Training AI to Read Regulatory Patterns
To do this, the researchers trained a deep learning model on hundreds of experimental DNA-binding datasets, teaching it to recognize the binding patterns of 46 transcription factor families at once.
Unlike previous methods, which typically required a separate model for each factor and often struggled to work across an entire genome, this “multi-label” design allows the model to analyze many factors simultaneously. The team then tested whether it could correctly locate previously unseen binding sites and uncover new regulatory relationships, according to a press release.
“Our results indicate that transcription factors don’t simply read isolated DNA motifs. What matters is the surrounding sequence and the way these signals are arranged together,” says Fritz Forbang Peleke, first author of the study.
The analogy is language: individual words carry little meaning until their order and context form a sentence. In DNA, too, function emerges from how regulatory elements combine — a kind of regulatory grammar — rather than from single building blocks alone.
Thousands of Genes, 14 Regulatory Patterns
Using these predicted binding patterns, the model sorted Arabidopsis genes into groups based on how they are likely regulated. Thousands of genes fell into just 14 broad regulatory clusters, several of which aligned with shared biological functions and coordinated gene activity.
“Plants carry thousands of genes, yet many of their functions appear to arise from a surprisingly small set of recurring regulatory patterns,” Peleke says.
Connecting DNA Variants to Plant Traits
The team also examined more than 7,000 DNA variants previously linked in genome-wide studies to traits such as flowering time, disease resistance and seedling growth. About one in five of these variants was predicted to alter transcription factor binding.

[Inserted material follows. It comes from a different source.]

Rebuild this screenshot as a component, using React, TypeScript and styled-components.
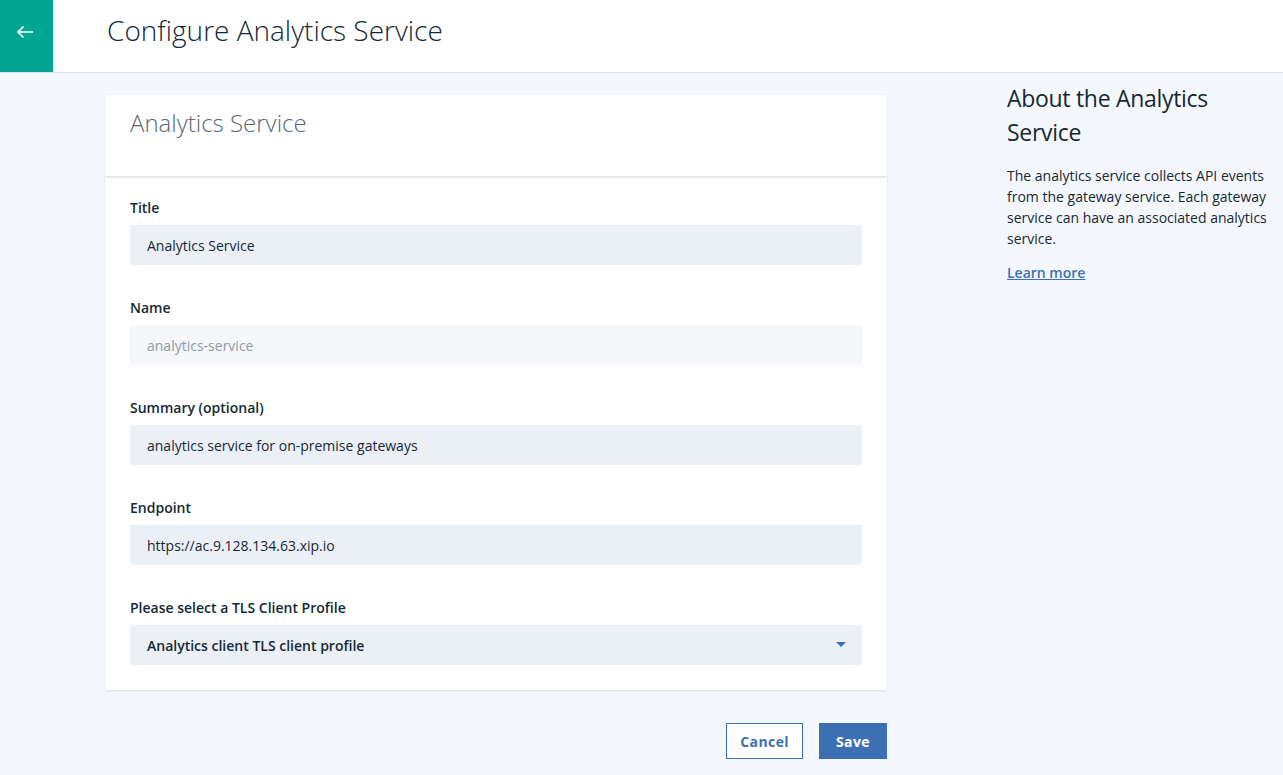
import React from 'react'
import styled, { createGlobalStyle } from 'styled-components'

const GlobalStyle = createGlobalStyle`
  html, body {
    margin: 0;
    padding: 0;
    background: #f4f7fb;
    font-family: "Open Sans", "Noto Sans", sans-serif;
    color: #152935;
  }
  * {
    box-sizing: border-box;
  }
`

const Header = styled.header`
  display: flex;
  align-items: center;
  height: 73px;
  background: #ffffff;
  border-bottom: 1px solid #dfe3e6;
`

const BackButton = styled.button`
  display: flex;
  align-items: center;
  justify-content: center;
  width: 53px;
  height: 72px;
  padding: 0 4px 8px 0;
  border: none;
  background: #00a68f;
  cursor: pointer;
`

const PageTitle = styled.h1`
  margin: 0 0 12px 54px;
  font-size: 28px;
  font-weight: 300;
  color: #152935;
`

const Main = styled.main`
  display: flex;
  align-items: flex-start;
  padding: 0 13px 0 105px;
`

const LeftColumn = styled.div`
  width: 782px;
  padding-top: 22px;
`

const Card = styled.section`
  background: #ffffff;
  box-shadow: 0 1px 2px rgba(0, 0, 0, 0.1);
`

const CardHeader = styled.div`
  height: 83px;
  padding: 11px 25px 0;
  border-bottom: 2px solid #e6e9ec;
`

const CardTitle = styled.h2`
  margin: 0;
  font-size: 24px;
  font-weight: 300;
  color: #5a6872;
`

const CardBody = styled.div`
  padding: 21px 25px 25px;
`

const Field = styled.div`
  margin-bottom: 34px;
  &:last-child {
    margin-bottom: 0;
  }
`

const Label = styled.label`
  display: block;
  margin-bottom: 8px;
  font-size: 14px;
  line-height: 18px;
  font-weight: 600;
  color: #152935;
`

const Input = styled.input<{ $muted?: boolean }>`
  display: block;
  width: 100%;
  height: 40px;
  padding: 0 17px;
  border: none;
  outline: none;
  font-family: inherit;
  font-size: 14px;
  color: ${(p) => (p.$muted ? '#8c9ba5' : '#152935')};
  background: ${(p) => (p.$muted ? '#f5f7fa' : '#ebf0f7')};
`

const Select = styled.div`
  display: flex;
  align-items: center;
  justify-content: space-between;
  height: 40px;
  padding: 0 16px 0 17px;
  background: #ebf0f7;
  font-size: 14px;
  font-weight: 600;
  color: #152935;
`

const Actions = styled.div`
  display: flex;
  justify-content: flex-end;
  gap: 16px;
  margin-top: 33px;
`

const Button = styled.button<{ $primary?: boolean }>`
  height: 36px;
  padding: ${(p) => (p.$primary ? '0 16px' : '0 13px')};
  font-family: inherit;
  font-size: 14px;
  font-weight: 700;
  letter-spacing: 0.4px;
  cursor: pointer;
  border: 1px solid #3d70b2;
  color: ${(p) => (p.$primary ? '#ffffff' : '#3d70b2')};
  background: ${(p) => (p.$primary ? '#3d70b2' : '#ffffff')};
`

const Aside = styled.aside`
  flex: 1;
  margin-left: 120px;
  padding-top: 8px;
`

const AsideTitle = styled.h2`
  margin: 0 0 16px;
  font-size: 23px;
  line-height: 34px;
  letter-spacing: -0.3px;
  font-weight: 400;
  color: #152935;
`

const AsideText = styled.p`
  margin: 0 0 12px;
  font-size: 14px;
  line-height: 21px;
  color: #152935;
`

const LearnMore = styled.a`
  font-size: 14px;
  font-weight: 600;
  color: #3d70b2;
  text-decoration: underline;
`

const fields = [
  { label: 'Title', value: 'Analytics Service' },
  { label: 'Name', value: 'analytics-service', muted: true },
  { label: 'Summary (optional)', value: 'analytics service for on-premise gateways' },
  { label: 'Endpoint', value: 'https://ac.9.128.134.63.xip.io' },
]

const App = () => {
  return (
    <>
      <GlobalStyle />
      <Header>
        <BackButton aria-label="Back">
          <svg width="18" height="14" viewBox="0 0 18 14" fill="none">
            <path d="M17 7H2M7.5 1.5L2 7l5.5 5.5" stroke="#ffffff" strokeWidth="1.6" />
          </svg>
        </BackButton>
        <PageTitle>Configure Analytics Service</PageTitle>
      </Header>
      <Main>
        <LeftColumn>
          <Card>
            <CardHeader>
              <CardTitle>Analytics Service</CardTitle>
            </CardHeader>
            <CardBody>
              {fields.map((f) => (
                <Field key={f.label}>
                  <Label>{f.label}</Label>
                  <Input defaultValue={f.value} $muted={f.muted} readOnly={f.muted} />
                </Field>
              ))}
              <Field>
                <Label>Please select a TLS Client Profile</Label>
                <Select>
                  Analytics client TLS client profile
                  <svg width="10" height="6" viewBox="0 0 10 6">
                    <path d="M0 0h10L5 5z" fill="#3d70b2" />
                  </svg>
                </Select>
              </Field>
            </CardBody>
          </Card>
          <Actions>
            <Button>Cancel</Button>
            <Button $primary>Save</Button>
          </Actions>
        </LeftColumn>
        <Aside>
          <AsideTitle>About the Analytics Service</AsideTitle>
          <AsideText>
            The analytics service collects API events from the gateway service. Each gateway
            service can have an associated analytics service.
          </AsideText>
          <LearnMore href="#">Learn more</LearnMore>
        </Aside>
      </Main>
    </>
  )
}

export default App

“We can now estimate how a single change in a regulatory stretch of DNA alters gene activity and, in turn, an important plant trait,” explains Dr. Jędrzej Szymański, head of the Network Analysis and Modelling research group at the IPK and of the Omics Data research group at the Forschungszentrum Jülich. “This gives researchers a way to move from a statistical association to a plausible molecular mechanism.”
One example involving flowering time was especially telling. The model predicted that a single base change in a regulatory region would simultaneously affect the binding of several transcription factors — the kind of change that can nudge a plant to flower earlier or later. The prediction was then confirmed experimentally using a high-throughput reporter assay.
From Arabidopsis to Maize
Although the model was trained only on Arabidopsis, it could also be applied to maize, a distantly related crop. In maize, the model helped identify which transcription factors respond to heat stress.
Known heat-stress regulators, including heat shock factors, emerged as especially important, showing how the approach could support crop research in species where binding data remain limited.